▶ [What to work on] Print nothing but the lines from the start of the listing below through the line that contains "const operators = ['=', '!=', '>', '<', '>=', '<=']". Do not include the pictures.

▶ [Provided material]
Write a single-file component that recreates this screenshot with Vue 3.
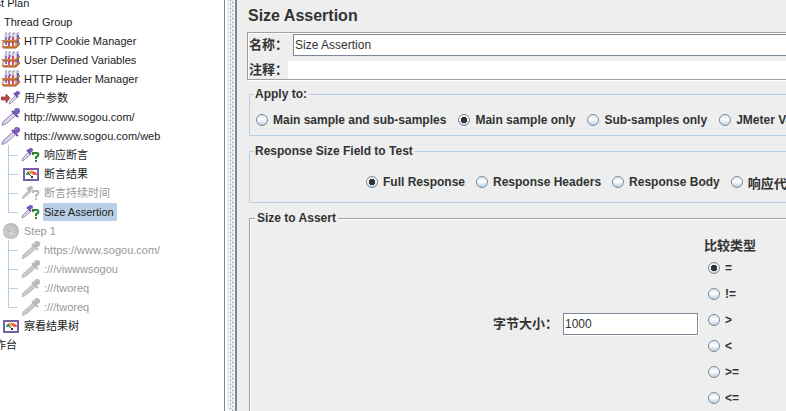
<script setup>
import { ref } from 'vue'

const nodes = [
  { depth: 0, label: 'Test Plan', icon: '' },
  { depth: 1, label: 'Thread Group', icon: '' },
  { depth: 2, label: 'HTTP Cookie Manager', icon: 'rack' },
  { depth: 2, label: 'User Defined Variables', icon: 'rack' },
  { depth: 2, label: 'HTTP Header Manager', icon: 'rack' },
  { depth: 2, label: '用户参数', icon: 'param' },
  { depth: 2, label: 'http://www.sogou.com/', icon: 'dropper' },
  { depth: 2, label: 'https://www.sogou.com/web', icon: 'dropper' },
  { depth: 3, label: '响应断言', icon: 'assert' },
  { depth: 3, label: '断言结果', icon: 'gauge' },
  { depth: 3, label: '断言持续时间', icon: 'assert', disabled: true },
  { depth: 3, label: 'Size Assertion', icon: 'assert', selected: true, last: true },
  { depth: 2, label: 'Step 1', icon: 'disc', disabled: true },
  { depth: 3, label: 'https://www.sogou.com/', icon: 'dropper', disabled: true },
  { depth: 3, label: ':///viwwwsogou', icon: 'dropper', disabled: true },
  { depth: 3, label: ':///tworeq', icon: 'dropper', disabled: true },
  { depth: 3, label: ':///tworeq', icon: 'dropper', disabled: true, last: true },
  { depth: 2, label: '察看结果树', icon: 'gauge' },
  { depth: 0, label: '工作台', icon: '' },
]

const scopes = ['Main sample and sub-samples', 'Main sample only', 'Sub-samples only', 'JMeter Variable']
const fields = ['Full Response', 'Response Headers', 'Response Body', '响应代码']
const operators = ['=', '!=', '>', '<', '>=', '<=']

const name = ref('Size Assertion')
const comment = ref('')
const scope = ref('Main sample only')
const field = ref('Full Response')
const operator = ref('=')
const size = ref('1000')
</script>

<template>
  <div class="window">
    <nav class="tree-pane">
      <ul class="tree">
        <li
          v-for="(n, i) in nodes"
          :key="i"
          class="node"
          :class="{ child: n.depth === 3, last: n.last, disabled: n.disabled, selected: n.selected }"
          :style="{ paddingLeft: n.depth * 20 + 1 + 'px' }"
        >
          <svg class="icon" viewBox="0 -1 20 19" aria-hidden="true">
            <g v-if="n.icon === 'rack'">
              <path d="M4 1h14v11H3V4z" fill="#e9e7f1" />
              <g fill="none" stroke-width="2">
                <path d="M5 2v11M8 1v12M12 1v12M16 1v11" stroke="#c3bfd8" />
                <path d="M5 5v8M9 4v2" stroke="#8a76c4" />
                <path d="M8 6v8M12 5v9" stroke="#dc4a6c" />
                <path d="M17 3v9" stroke="#5a60bd" />
              </g>
              <path d="M4 1h2M8 1h2M12 1h2M16 1h2" stroke="#8f8ba4" />
              <path d="M0 8h14l5-3v1l-4 4H2z" fill="#d0823f" />
              <path d="M0 14h14l5-4v2l-4 4H2z" fill="#d0823f" />
              <path d="M2 10h13l4-4M2 16h13l4-4" fill="none" stroke="#99592f" />
              <path d="M2 10v4M15 10v6" stroke="#b46d36" />
            </g>
            <g v-else-if="n.icon === 'dropper'">
              <path d="m1 18 1-4 10-9 3 3-9 8-4 2z" :fill="n.disabled ? '#cacaca' : '#dcd8e6'" />
              <path d="m1 18 1-4L12 5" fill="none" :stroke="n.disabled ? '#bdbdbd' : '#8b74b8'" />
              <path d="m2 17 4-2 8-7" fill="none" :stroke="n.disabled ? '#c0c0c0' : '#a39ab8'" />
              <path d="m11 3 6 6" fill="none" :stroke="n.disabled ? '#b8b8b8' : '#6f4cab'" stroke-width="2" />
              <path d="m13 6 3-3" :stroke="n.disabled ? '#b8b8b8' : '#7452ad'" stroke-width="4" />
              <circle cx="16" cy="3" r="3" :fill="n.disabled ? '#b8b8b8' : '#7a5ab6'" />
              <path d="m14 3 2-2" :stroke="n.disabled ? '#ccc' : '#a78ed4'" />
            </g>
            <g v-else-if="n.icon === 'param'">
              <path d="M0 8h5V5l4 4-4 5v-3H0z" fill="#b94950" stroke="#823943" stroke-width=".7" />
              <path d="m8 15 1-3 6-6 2 2-7 6z" fill="#dcd8e6" stroke="#8f84a8" stroke-width=".8" />
              <path d="m13 4 4 4" stroke="#6f4cab" stroke-width="2" />
              <path d="m14 6 3-3" stroke="#7452ad" stroke-width="3" />
              <circle cx="17" cy="4" r="2" fill="#7a5ab6" />
            </g>
            <g v-else-if="n.icon === 'assert'">
              <path d="m1 15 1-3 6-6 2 2-7 6z" :fill="n.disabled ? '#cacaca' : '#dcd8e6'" :stroke="n.disabled ? '#bbb' : '#8579a0'" stroke-width=".8" />
              <path d="m6 4 4 4" :stroke="n.disabled ? '#b8b8b8' : '#6f4cab'" stroke-width="2" />
              <path d="m7 6 3-3" :stroke="n.disabled ? '#b8b8b8' : '#7452ad'" stroke-width="3" />
              <circle cx="10" cy="4" r="2" :fill="n.disabled ? '#b8b8b8' : '#7a5ab6'" />
              <path d="M12 9V7h4q2 0 1 3l-2 1v2" fill="none" :stroke="n.disabled ? '#bbb' : '#2f852f'" stroke-width="2" />
              <path d="M14 14h2v2h-2z" :fill="n.disabled ? '#bbb' : '#2f852f'" />
            </g>
            <g v-else-if="n.icon === 'gauge'">
              <path d="M3 4h14v11H3z" fill="#fff" stroke="#7761a6" stroke-width="2" />
              <path d="M5 10q0-3 3-4l1 2-2 2z" fill="#38a866" />
              <path d="M7 6q3-1 6 0l-2 3H9z" fill="#e8a349" />
              <path d="M12 6q4 1 4 4h-3l-2-1z" fill="#e96049" />
              <path d="m7 8 4 4" stroke="#333" />
              <path d="M10 11h2v2h-2z" fill="#333" />
            </g>
            <g v-else-if="n.icon === 'disc'">
              <circle cx="10" cy="9" r="8" fill="#b9b9b9" />
              <circle cx="9" cy="10" r="7" fill="#c9c9c9" />
              <circle cx="9" cy="10" r="5" fill="none" stroke="#b2b2b2" stroke-dasharray="1 3" />
              <path d="m6 7 4 4" stroke="#aaa" />
              <circle cx="10" cy="11" r="1" fill="#e4e4e4" />
            </g>
          </svg>
          <span class="node-label">{{ n.label }}</span>
        </li>
      </ul>
    </nav>

    <div class="divider"><div class="bumps"></div></div>

    <main class="editor">
      <form class="form" @submit.prevent>
        <h1>Size Assertion</h1>

        <div class="name-panel">
          <div class="line">
            <label for="name">名称：</label>
            <input id="name" v-model="name" class="text name-input" type="text" />
          </div>
          <div class="line">
            <label for="comment">注释：</label>
            <input id="comment" v-model="comment" class="comment-input" type="text" />
          </div>
        </div>

        <fieldset class="apply">
          <legend>Apply to:</legend>
          <div class="radios">
            <label v-for="s in scopes" :key="s" class="radio">
              <input v-model="scope" type="radio" name="scope" :value="s" />{{ s }}
            </label>
          </div>
        </fieldset>

        <fieldset class="response">
          <legend>Response Size Field to Test</legend>
          <div class="radios">
            <label v-for="f in fields" :key="f" class="radio" :class="{ cjk: f === '响应代码' }">
              <input v-model="field" type="radio" name="field" :value="f" />{{ f }}
            </label>
          </div>
        </fieldset>

        <fieldset class="etched">
          <legend>Size to Assert</legend>
          <div class="size-body">
            <div class="line">
              <label for="size">字节大小：</label>
              <input id="size" v-model="size" class="text size-input" type="text" />
            </div>
            <div class="operators">
              <div class="caption">比较类型</div>
              <label v-for="o in operators" :key="o" class="radio">
                <input v-model="operator" type="radio" name="operator" :value="o" />{{ o }}
              </label>
            </div>
          </div>
        </fieldset>
      </form>
    </main>
  </div>
</template>

<style>
body {
  margin: 0;
  background: #eee;
}
</style>

<style scoped>
.window {
  display: flex;
  height: 100vh;
  overflow: hidden;
  background: #eee;
  color: #333;
  font: bold 12px "Liberation Sans", Arial, "Noto Sans CJK SC", sans-serif;
}

/* tree */
.tree-pane {
  flex: none;
  width: 224px;
  overflow: hidden;
  background: #fff;
  border-right: 1px solid #7a8a99;
}
/* scrolled a little to the right and down */
.tree {
  margin: -7px 0 0 -40px;
  padding: 0;
  list-style: none;
  font-size: 11px;
  font-weight: normal;
  color: #222;
}
.node {
  position: relative;
  display: flex;
  align-items: center;
  gap: 2px;
  height: 19px;
  white-space: nowrap;
}
.icon {
  flex: none;
  width: 20px;
  height: 19px;
}
.node-label {
  padding: 0 3px 0 1px;
  line-height: 18px;
}
.disabled {
  color: #999;
}
.selected .node-label {
  background: #b8cfe5;
}
.child::before,
.child::after {
  content: "";
  position: absolute;
  left: 48px;
  top: 0;
  background: #b8cfe5;
}
.child::before {
  width: 1px;
  height: 19px;
}
.child.last::before {
  height: 10px;
}
.child::after {
  top: 10px;
  width: 10px;
  height: 1px;
}

/* split pane divider */
.divider {
  flex: none;
  display: flex;
  box-sizing: border-box;
  width: 10px;
  margin-left: 2px;
  padding-left: 3px;
  border-right: 2px solid #7a8a99;
  box-shadow: -2px 0 #fff;
}
.bumps {
  width: 4px;
  background:
    linear-gradient(#7a8a99 1px, transparent 1px) 0 0 / 1px 4px repeat-y,
    linear-gradient(#7a8a99 1px, transparent 1px) 2px 2px / 1px 4px repeat-y;
}

/* editor */
.editor {
  flex: 1;
  min-width: 0;
  overflow: hidden;
}
.form {
  min-width: 640px;
  padding: 6px 0 0 10px;
}
h1 {
  margin: 0 0 6px 1px;
  font-size: 16px;
  line-height: 20px;
}
.name-panel {
  display: flex;
  flex-direction: column;
  gap: 5px;
  padding: 1px 0 0 1px;
  border: 1px solid #a0a0a0;
  box-shadow: inset 1px 1px #fff, 0 1px #fff;
}
.line {
  display: flex;
  align-items: center;
}
.line label,
.caption {
  flex: none;
  font-size: 13px;
  line-height: 18px;
}
input[type="text"] {
  box-sizing: border-box;
  margin: 0;
  padding: 0 2px;
  border: 0;
  outline: 0;
  background: #fff;
  color: #333;
  font: 12px "Liberation Sans", Arial, sans-serif;
}
input.text {
  height: 22px;
  margin-left: 5px;
  padding: 0 1px;
  border: 1px solid #7a8a99;
}
.name-input {
  flex: 1;
}
.comment-input {
  flex: 1;
  height: 18px;
}
.size-input {
  width: 135px;
  box-shadow: 1px 1px #fff;
}

fieldset {
  min-width: 0;
  margin: 0 0 0 2px;
  border: 1px solid #b8cfe5;
}
legend {
  padding: 0 1px;
  line-height: 16px;
  background: #eee;
}
.apply {
  margin-top: 6px;
  padding: 8px 4px 5px;
}
.apply .radios {
  padding-left: 2px;
}
.response {
  margin-top: 7px;
  padding: 13px 4px 10px;
}
.response .radios {
  gap: 11px;
  padding-left: 112px;
}
.etched {
  margin-top: 7px;
  padding: 11px 5px 40px;
  border-color: #a0a0a0;
  box-shadow: inset 1px 1px #fff;
}
.etched legend {
  padding: 0 2px;
}
.radios {
  display: flex;
  gap: 12px;
}
.radio {
  display: flex;
  align-items: center;
  gap: 5px;
  height: 20px;
  white-space: nowrap;
}
.cjk {
  font-size: 13px;
}
.radio input {
  appearance: none;
  box-sizing: border-box;
  width: 12px;
  height: 12px;
  margin: 0;
  border: 1px solid #7a8a99;
  border-radius: 50%;
  background: linear-gradient(#dde8f3, #fff 45%, #b8cfe5);
}
.radio input:checked {
  background: radial-gradient(circle, #333 3px, transparent 3px), linear-gradient(#dde8f3, #fff 45%, #b8cfe5);
}
.size-body {
  display: flex;
  align-items: center;
  gap: 6px;
  padding-left: 238px;
}
.operators .radio {
  height: 26px;
  padding-left: 4px;
}
</style>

▶ [Written response]
Write a single-file component that recreates this screenshot with Vue 3.
<script setup>
import { ref } from 'vue'

const nodes = [
  { depth: 0, label: 'Test Plan', icon: '' },
  { depth: 1, label: 'Thread Group', icon: '' },
  { depth: 2, label: 'HTTP Cookie Manager', icon: 'rack' },
  { depth: 2, label: 'User Defined Variables', icon: 'rack' },
  { depth: 2, label: 'HTTP Header Manager', icon: 'rack' },
  { depth: 2, label: '用户参数', icon: 'param' },
  { depth: 2, label: 'http://www.sogou.com/', icon: 'dropper' },
  { depth: 2, label: 'https://www.sogou.com/web', icon: 'dropper' },
  { depth: 3, label: '响应断言', icon: 'assert' },
  { depth: 3, label: '断言结果', icon: 'gauge' },
  { depth: 3, label: '断言持续时间', icon: 'assert', disabled: true },
  { depth: 3, label: 'Size Assertion', icon: 'assert', selected: true, last: true },
  { depth: 2, label: 'Step 1', icon: 'disc', disabled: true },
  { depth: 3, label: 'https://www.sogou.com/', icon: 'dropper', disabled: true },
  { depth: 3, label: ':///viwwwsogou', icon: 'dropper', disabled: true },
  { depth: 3, label: ':///tworeq', icon: 'dropper', disabled: true },
  { depth: 3, label: ':///tworeq', icon: 'dropper', disabled: true, last: true },
  { depth: 2, label: '察看结果树', icon: 'gauge' },
  { depth: 0, label: '工作台', icon: '' },
]

const scopes = ['Main sample and sub-samples', 'Main sample only', 'Sub-samples only', 'JMeter Variable']
const fields = ['Full Response', 'Response Headers', 'Response Body', '响应代码']
const operators = ['=', '!=', '>', '<', '>=', '<=']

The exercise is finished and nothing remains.